Budaya politik itu merupakan cerminan sikap khas dari warga negara terhadap sistem politik dan sub sistem politik itu sendiri, karena itu bagian dari kepercayaan, kebiasaan dan prilaku yg berkaitan dengan kehidupan sosial yang mempengaruhi sistem politik.
Dalam sebuah masyarakat yang mempunyai kecendrungan sikap dan orientasi politik dengan karakteristik yang bersifat efektif, maka akan membentuk budaya politik yang bersifat pasif karena umumnya hanya menerima saja karena merasa tidak mampu merubah sistem politik yang ada.
Sementara masyarakat yang sangat dominan memiliki kompetensi politik yang tinggi dimana warga masyarakat mampu memberikan evaluasi terhadap proses politik yang sedang berjalan akan membentuk budaya politik yg partisipan.
Sedikit kita mencoba menghubungkan dengan prilaku masyarakat di kabupaten kerinci maupun kota sungai penuh yang mana kita dapati bahwa euforia politik berkepanjangan terjadi sehingga kita sulit apakah ini menjadi “hobby” atau memang partisipasi yang luar biasa? Kondisi ini menjadi sesuatu yang menggembirakan apabila dapat diarahkan kepada politik yang tidak meninggalkan jatidiri budaya yang ada.
Kondisi saat ini dapat dirasakan orientasi politik semata-mata berhenti pada kekuasaan sehingga nilai budaya menjadi sirna. Budaya yang dimaksud adalah budaya saling menghargai dan saling menghormati, berdiri sama tinggi, duduk sama rendah, kahile kamudek dibusamo.
Budaya politik yg berkembang di Indonesia umumnya sangat dipengaruhi oleh kondisi masyarakat Indonesia yang heterogen sama halnya dengan Kota Sungai Penuh khususnya. Kondisi masyarakat yang heterogen selain dapat memperkaya berkembangnya budaya politik yang beragam, juga dapat menjadi suatu ancaman terhadap keutuhan dari persatuan itu.
Untuk menghindari terjadi disintegrasi negeri perlu menanamkan nilai-nilai dasar yang dapat mengikatkan rasa PERSATUAN dan KESATUAN masyarakat seperti toleransi, kekeluargaan, musyawarah mufakat,, gotong royong jaminan dan perlindungan terhadap hak asasi manusia. Yang terpenting adalah bukan membicarakan perbedaan yang ada, tetapi bagaimana menyatukan pandangan utk kepentingan negeri ini.

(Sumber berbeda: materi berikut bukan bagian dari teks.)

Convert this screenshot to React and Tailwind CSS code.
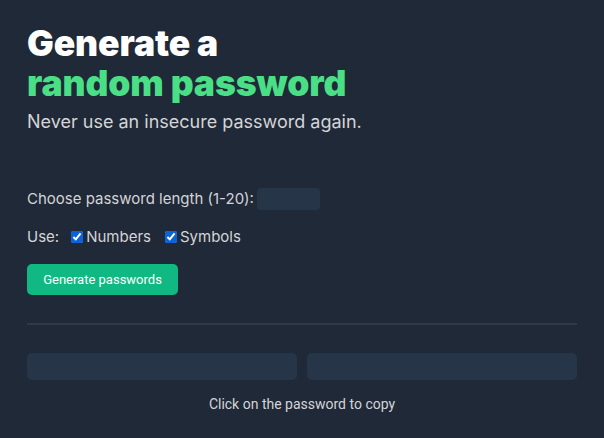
export default function App() {
  return (
    <div className="min-h-[438px] bg-[#1f2937] px-[27px] pt-[24px] font-['Inter',sans-serif]">
      <h1 className="text-[35.5px] font-black leading-[40px] text-white tracking-[-0.1px]">
        Generate a
        <br />
        <span className="text-[#4adf86]">random password</span>
      </h1>
      <p className="mt-[5px] text-[18px] leading-[26px] text-[#d5d4d8]">
        Never use an insecure password again.
      </p>

      <div className="mt-[53px] flex items-center gap-[3px] text-[15px] text-[#d5d4d8]">
        <label>Choose password length (1-20):</label>
        <input className="h-[22px] w-[63px] rounded-[4px] bg-[#273549] outline-none" />
      </div>

      <div className="mt-[15px] flex items-center text-[15px] text-[#d5d4d8]">
        <span className="mr-[12px]">Use:</span>
        <input type="checkbox" defaultChecked className="mr-[3px] h-[12px] w-[12px] accent-[#0b63d8]" />
        <span className="mr-[14px]">Numbers</span>
        <input type="checkbox" defaultChecked className="mr-[3px] h-[12px] w-[12px] accent-[#0b63d8]" />
        <span>Symbols</span>
      </div>

      <button className="mt-[16px] h-[31px] w-[151px] rounded-[5px] bg-[#10b981] font-['Roboto',sans-serif] text-[13px] text-white">
        Generate passwords
      </button>

      <div className="mt-[28px] h-[2px] bg-[#2c3a4c]" />

      <div className="mt-[28px] grid grid-cols-2 gap-[10px]">
        <div className="h-[27px] rounded-[5px] bg-[#273549]" />
        <div className="h-[27px] rounded-[5px] bg-[#273549]" />
      </div>

      <p className="mt-[14px] text-center font-['Roboto',sans-serif] text-[14px] text-[#d5d4d8]">
        Click on the password to copy
      </p>
    </div>
  )
}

Saat ini seolah-olah ada pembiaran yang terjadi terhadap lunturnya nilai adat/budaya yg selama ini kita yakini mampu mempersatukan perbedaan yang terjadi pada tingkatan masyarakat. Apakah ini dikarenakan sistem demokrasi pancasila yang sudah dipilih atau memang peranan pemangku negeri sudah diabaikan atau memang sudah tidak berfungsi sebagai mana mestinya?  Hal ini harusnya menjadi PR bagi seluruh komponen masyarakat mulai dari pemerintah, orang adat, ulama, cendikiawan dan pemuda di dalam meletakkan kembali pondasi bagi generasi penerus kita baik ditingkatan desa, kecamatan, kota/kabupaten, provinsi dan negara.
Rekonsiliasi itu bukan agenda 5 tahunan namun merupakan agenda harian yg harus selalu dilakukan sehingga masyarakat kita siap dalam kondisi terburuk sekalipun. Dapat dibayangkan seandainya penjajahan itu terjadi pada saat ini mungkin tidak lebih dari 7X24 jam bangsa ini dapat ditaklukkan karena sudah rapuh dan persatuan hanya slogan semata.
Oleh karena itu kita sebagai bagian dari sub sistem dari budaya dan sub sistem dari demokrasi itu sendiri harus mulai membenahi diri didalam menjaga budaya sebagai warisan leluhur, dan menjalankan demokrasi sebagai ketetapan pendiri bangsa tanpa harus kehilangan jati diri kita sebagai mahluk sosial yg memiliki nilai norma dan etika didalam berinteraksi.
Kita berharap perubahan tersebut dapat dimulai diri kita, keluarga, lingkungan kecil kita lalu akan menjadi contoh bagi yg lain. Jadi khususnya bagi para generasi penerus bangsa ini jangan malu atau takut utk memberikan contoh yg baik meskipun harus mendapat cibiran. Yakinlah bahwa apapun yg kita lakukan saat ini bukan utk diri kita, namun utk generasi penerus kita. Salam PERSATUAN.